Perhaps the most distinctive aspect of style is the artist's personal way of looking at things. Every great work of art is a commentary on life, not just a statement of fact, but an interpretation. One of the greatest periods in art history was the Reformation. The idea that Calvinism has been the death knell of the arts is refuted by the history of the "golden age" in the Netherlands. In Reformed Holland artists became the world's first painters of landscape, portraits, and still-life pictures. Numerous Dutch painters became famous for their scenes of the country side with its canals and windmills. When we still lived in Amsterdam, my father often took us to the Ryksmuseum with its magnificent collection of art works. And, of course, we viewed the paintings of Rembrandt (1606-1669). Rembrandt did not look for beauty, but for truth. As a committed Christian he received light from the Father of lights. He sought light in God's light. His paintings show that he was really in love with light. Besides flawless drawing and use of colour, Rembrandt used light expressively and symbolically. He shrouded his canvases in obscure brown shadows, and set his face flowing against them with golden light that captures deep traits of characters.

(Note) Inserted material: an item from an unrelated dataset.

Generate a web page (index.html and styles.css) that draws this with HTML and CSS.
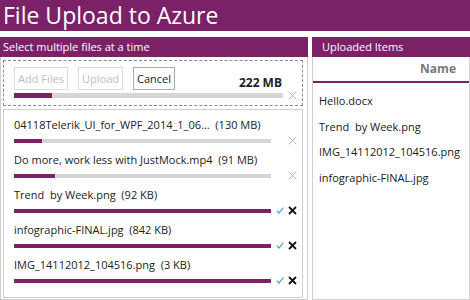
FILE: index.html
```html
<!DOCTYPE html>
<html>
<head>
<meta charset="utf-8">
<link rel="stylesheet" href="styles.css">
</head>
<body>
<div class="titlebar">File Upload to Azure</div>
<div class="main">
  <section class="left">
    <div class="phead">Select multiple files at a time</div>
    <div class="lbody">
      <div class="dropzone">
        <div class="toolbar">
          <button class="btn disabled add">Add Files</button>
          <button class="btn disabled upl">Upload</button>
          <button class="btn cancel">Cancel</button>
          <span class="total">222 MB</span>
        </div>
        <div class="barrow">
          <div class="bar total-bar"><div class="fill" style="width:14%"></div></div>
          <span class="icons"><svg class="x gray" width="9" height="9" viewBox="0 0 9 9"><path d="M1 1L8 8M8 1L1 8"/></svg></span>
        </div>
      </div>
      <div class="filelist">
        <div class="item">
          <div class="fname">04118Telerik_UI_for_WPF_2014_1_06...  (130 MB)</div>
          <div class="barrow">
            <div class="bar"><div class="fill" style="width:11%"></div></div>
            <span class="icons"><svg class="x gray" width="9" height="9" viewBox="0 0 9 9"><path d="M1 1L8 8M8 1L1 8"/></svg></span>
          </div>
        </div>
        <div class="item">
          <div class="fname">Do more, work less with JustMock.mp4  (91 MB)</div>
          <div class="barrow">
            <div class="bar"><div class="fill" style="width:16%"></div></div>
            <span class="icons"><svg class="x gray" width="9" height="9" viewBox="0 0 9 9"><path d="M1 1L8 8M8 1L1 8"/></svg></span>
          </div>
        </div>
        <div class="item">
          <div class="fname">Trend  by Week.png  (92 KB)</div>
          <div class="barrow">
            <div class="bar"><div class="fill" style="width:100%"></div></div>
            <span class="icons"><svg class="check" width="8" height="7" viewBox="0 0 8 7"><path d="M0.8 3.6L3 6L7.3 0.6"/></svg><svg class="x dark" width="9" height="9" viewBox="0 0 9 9"><path d="M1 1L8 8M8 1L1 8"/></svg></span>
          </div>
        </div>
        <div class="item">
          <div class="fname">infographic-FINAL.jpg  (842 KB)</div>
          <div class="barrow">
            <div class="bar"><div class="fill" style="width:100%"></div></div>
            <span class="icons"><svg class="check" width="8" height="7" viewBox="0 0 8 7"><path d="M0.8 3.6L3 6L7.3 0.6"/></svg><svg class="x dark" width="9" height="9" viewBox="0 0 9 9"><path d="M1 1L8 8M8 1L1 8"/></svg></span>
          </div>
        </div>
        <div class="item">
          <div class="fname">IMG_14112012_104516.png  (3 KB)</div>
          <div class="barrow">
            <div class="bar"><div class="fill" style="width:100%"></div></div>
            <span class="icons"><svg class="check" width="8" height="7" viewBox="0 0 8 7"><path d="M0.8 3.6L3 6L7.3 0.6"/></svg><svg class="x dark" width="9" height="9" viewBox="0 0 9 9"><path d="M1 1L8 8M8 1L1 8"/></svg></span>
          </div>
        </div>
      </div>
    </div>
  </section>
  <section class="right">
    <div class="phead rhead">Uploaded Items</div>
    <div class="rbody">
      <div class="colhead">Name</div>
      <ul class="uploaded">
        <li>Hello.docx</li>
        <li>Trend  by Week.png</li>
        <li>IMG_14112012_104516.png</li>
        <li>infographic-FINAL.jpg</li>
      </ul>
    </div>
  </section>
</div>
</body>
</html>
```
FILE: styles.css
```css
* { box-sizing: border-box; }
html, body { margin: 0; padding: 0; }
body {
  width: 470px;
  height: 300px;
  overflow: hidden;
  background: #fff;
  font-family: "Open Sans", "Noto Sans", sans-serif;
  font-size: 11px;
  color: #222;
}
.titlebar {
  height: 31px;
  background: #7a2168;
  color: #fff;
  font-size: 23px;
  line-height: 31px;
  padding-left: 3px;
  white-space: nowrap;
}
.main {
  display: flex;
  margin-top: 6px;
  height: 263px;
}
.phead {
  height: 20px;
  background: #7a2168;
  color: #fff;
  font-size: 11px;
  line-height: 20px;
  padding-left: 3px;
  white-space: nowrap;
}
.left {
  width: 308px;
  display: flex;
  flex-direction: column;
}
.lbody {
  flex: 1;
  border: 1px solid #cfcfcf;
  border-top: none;
  padding: 3px 4px 1px 2px;
  display: flex;
  flex-direction: column;
}
.dropzone {
  height: 46px;
  border: 1px dashed #8a8a8a;
  padding: 6px 5px 0 10px;
}
.toolbar {
  display: flex;
  align-items: flex-end;
  height: 23px;
}
.btn {
  height: 23px;
  padding: 0;
  margin: 0 10px 0 0;
  background: #fff;
  font-family: inherit;
  font-size: 11px;
  line-height: 20px;
  white-space: nowrap;
  text-align: center;
  border: 1px solid #dcdcdc;
  color: #bdbdbd;
}
.btn.add { width: 54px; }
.btn.upl { width: 45px; }
.btn.cancel {
  width: 42px;
  border-color: #acacac;
  color: #1a1a1a;
}
.total {
  margin-left: auto;
  margin-right: 15px;
  font-weight: bold;
  font-size: 12px;
  line-height: 14px;
  color: #222;
}
.barrow {
  display: flex;
  align-items: center;
  height: 9px;
}
.dropzone .barrow { margin-top: 1px; }
.bar {
  flex: 1;
  height: 4px;
  background: #d6d6d6;
}
.total-bar { height: 5px; }
.fill {
  height: 100%;
  background: #7a2168;
}
.icons {
  width: 31px;
  display: flex;
  align-items: center;
  justify-content: flex-end;
  gap: 4px;
  padding-right: 5px;
}
.dropzone .icons { width: 14px; padding-right: 0; }
.x path { fill: none; stroke-linecap: square; }
.x.gray path { stroke: #b4b4b4; stroke-width: 1; }
.x.dark path { stroke: #111; stroke-width: 1.8; stroke-linecap: butt; }
.check path { fill: none; stroke: #4aa2d6; stroke-width: 1.2; }
.filelist {
  margin-top: 3px;
  flex: 1;
  border: 1px solid #cfcfcf;
  padding: 7px 0 0 10px;
}
.item { height: 35px; }
.fname {
  height: 16px;
  line-height: 16px;
  white-space: pre;
  color: #222;
}
.item .barrow { margin-top: 3px; }
.right {
  margin-left: 4px;
  width: 158px;
  display: flex;
  flex-direction: column;
}
.rhead { padding-left: 10px; }
.rbody {
  flex: 1;
  border: 1px solid #cfcfcf;
  border-top: none;
}
.colhead {
  height: 26px;
  border-bottom: 2px solid #7a2168;
  text-align: right;
  padding-right: 13px;
  font-weight: bold;
  font-size: 12px;
  line-height: 24px;
  color: #7a7a7a;
}
.uploaded {
  list-style: none;
  margin: 0;
  padding: 5px 0 0 6px;
}
.uploaded li {
  height: 25.5px;
  line-height: 25px;
  white-space: pre;
  color: #1a1a1a;
}
```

His greatest paintings are his self-portraits of those bitter years when nobody valued his pictures, while his great Biblical paintings consoled his spirit. In his short book, Rembrandt and the Gospel, Willem A. Visser't Hooft describes Rembrandt's art as truly Christian: "As Rembrandt deeply understood the mystery of the Incarnation he was able to, in the passion story, express the whole tension contained in the gospel between God's wrath and his mercy. Some painters have represented the crucifixion more eloquently. But their very eloquence is suspect. Rembrandt does not omit anything of the biblical story. In the second version of the Three Crosses we feel all the human and cosmic horror of Golgotha. But he does not add anything either; for we cannot add anything where 'all things are accomplished'." Is Christian art still possible? Yes, it is. A Christian artist, therefore, has the high calling to glorify God in all his work.